At the beginning of American Psycho, Bateman is a 27-year-old successful specialist in mergers and acquisitions with the fictitious Wall Street investment firm of Pierce & Pierce (also Sherman McCoy's firm in The Bonfire of the Vanities). He lives at 55 West 81st Street on the Upper West Side of Manhattan, on the 11th floor of the American Gardens Building, where he is a neighbor of actor Tom Cruise. In his secret life, Bateman is a serial killer, murdering a variety of people, including colleagues, the homeless, and prostitutes. His crimes, including rape, torture, necrophilia, and cannibalism, are graphically described in the novel.

Bateman was born on 23 October 1961 and comes from a wealthy family. His parents have a house on Long Island, and he mentions a summer house in Newport. His parents divorced sometime earlier, and his mother resides at a sanatorium. His father, who first appeared in Ellis's preceding novel The Rules of Attraction, grew up on an estate in Connecticut, and now owns an apartment in the Carlyle Hotel in Manhattan. He is assumed to be dead, as he is mentioned only in the past tense during the novel.

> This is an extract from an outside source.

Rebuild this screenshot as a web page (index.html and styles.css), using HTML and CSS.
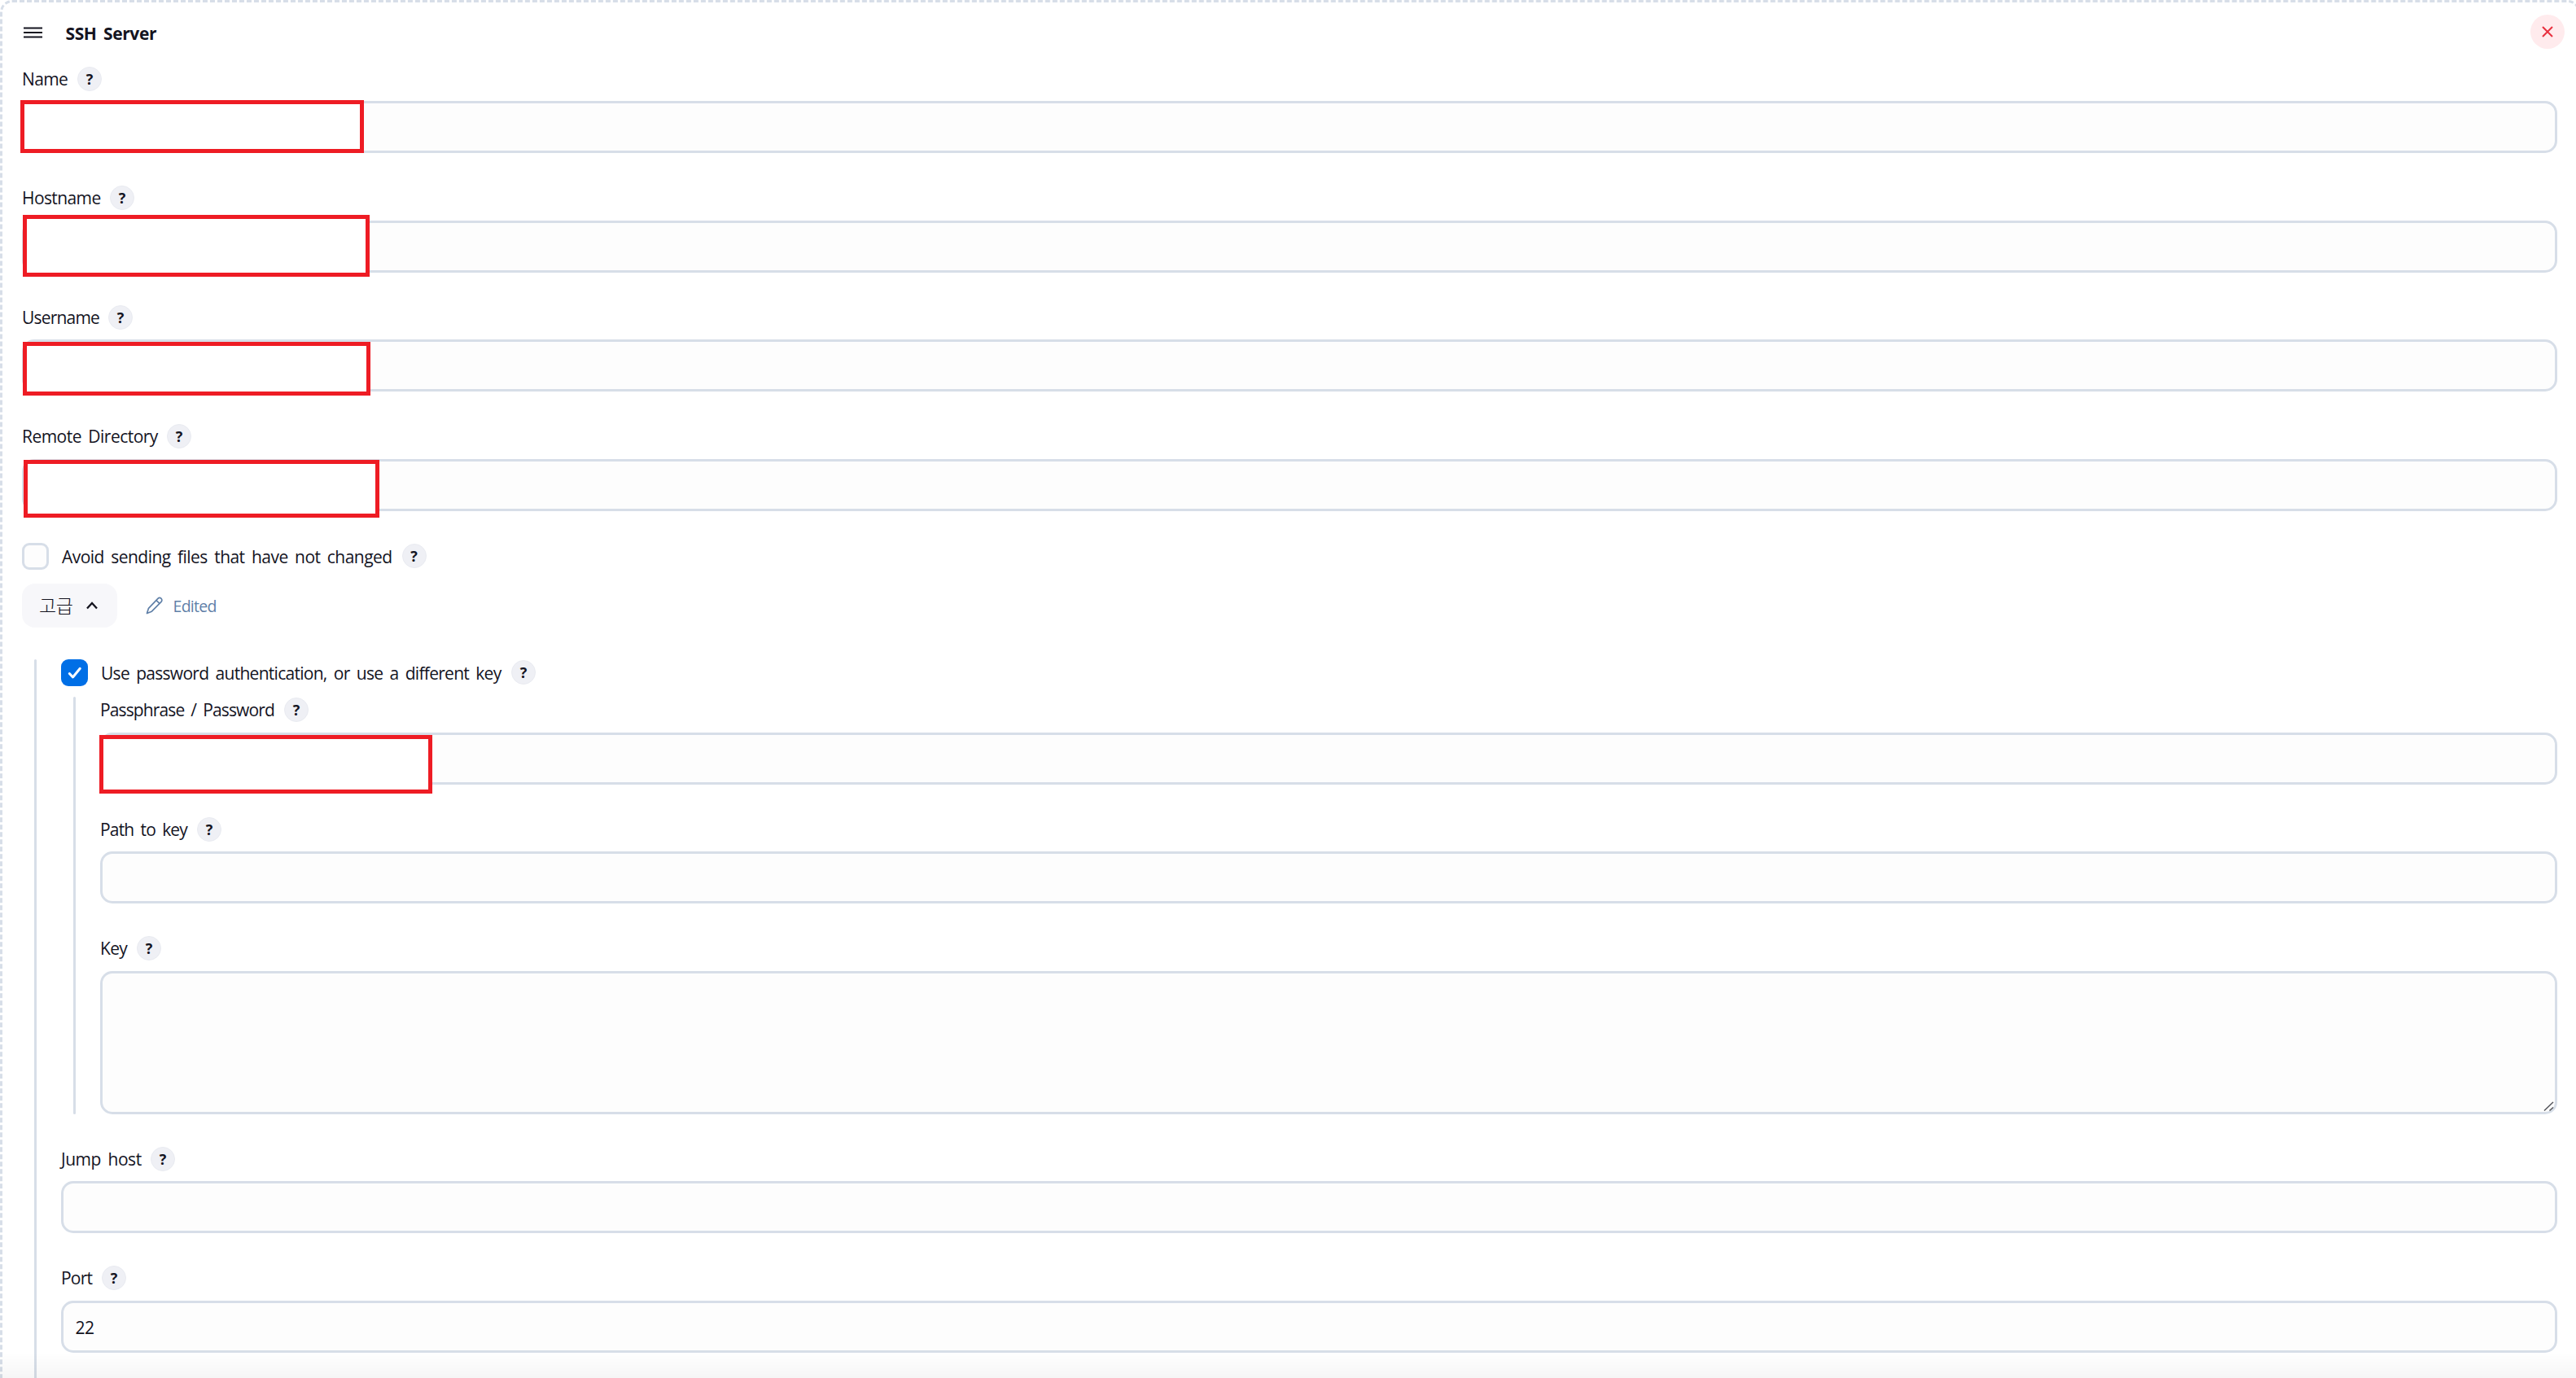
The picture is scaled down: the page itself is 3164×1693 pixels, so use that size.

Mary Harron's 2000 adaptation, however, mentions that Bateman's father "practically owns" the company at which Bateman works, implying that Bateman's father is still alive. Bateman's younger brother Sean attends Camden College and is a protagonist of The Rules of Attraction, in which Patrick Bateman was first introduced. Bateman attended prominent Phillips Exeter Academy for preparatory school. He graduated from Harvard College and Harvard Business School, and then moved to New York City.

By the end of the novel, he believes he is about to be arrested for murdering a colleague named Paul Owen (Paul Allen in the film) and leaves a message on his lawyer's answering machine confessing to his crimes. When he runs into his lawyer at a party, however, the man mistakes him for somebody else and tells him that the message must have been a joke, as he had met with Allen only days earlier. Bateman realizes that the punishment and notoriety he desires will be forever out of his reach, and that he is trapped inside a meaningless existence: "This is not an exit".

As written by Ellis, Bateman is the ultimate stereotype of yuppie greed – wealthy, superficial, obsessed with status, and addicted to sex, drugs, and conspicuous consumption. All of his friends look alike to him, to the point that he often confuses one for another. They also often confuse him for other people. Bateman delights in obsessively detailing virtually every single feature of his wealthy lifestyle, including his designer clothes, workout routine, business cards, alcoholic drinks, and elaborate high-end stereo and home theater sound system.

Bateman is engaged to an equally wealthy, shallow woman named Evelyn Williams and has a mistress on the side named Courtney Lawrence, the girlfriend of Luis Carruthers, a closeted homosexual whom Bateman despises. He has regular liaisons with prostitutes and women he encounters at clubs, many of whom end up being his victims. The one woman and possibly the only person in his life for whom he has anything approaching feelings is his secretary, Jean. He feels that she is the only person in his life who is not completely shallow, so he cannot bring himself to seduce or kill her. He casually acknowledges her as "Jean, my secretary who is in love with me" and introduces her in the narration as someone whom he "will probably end up married to someday".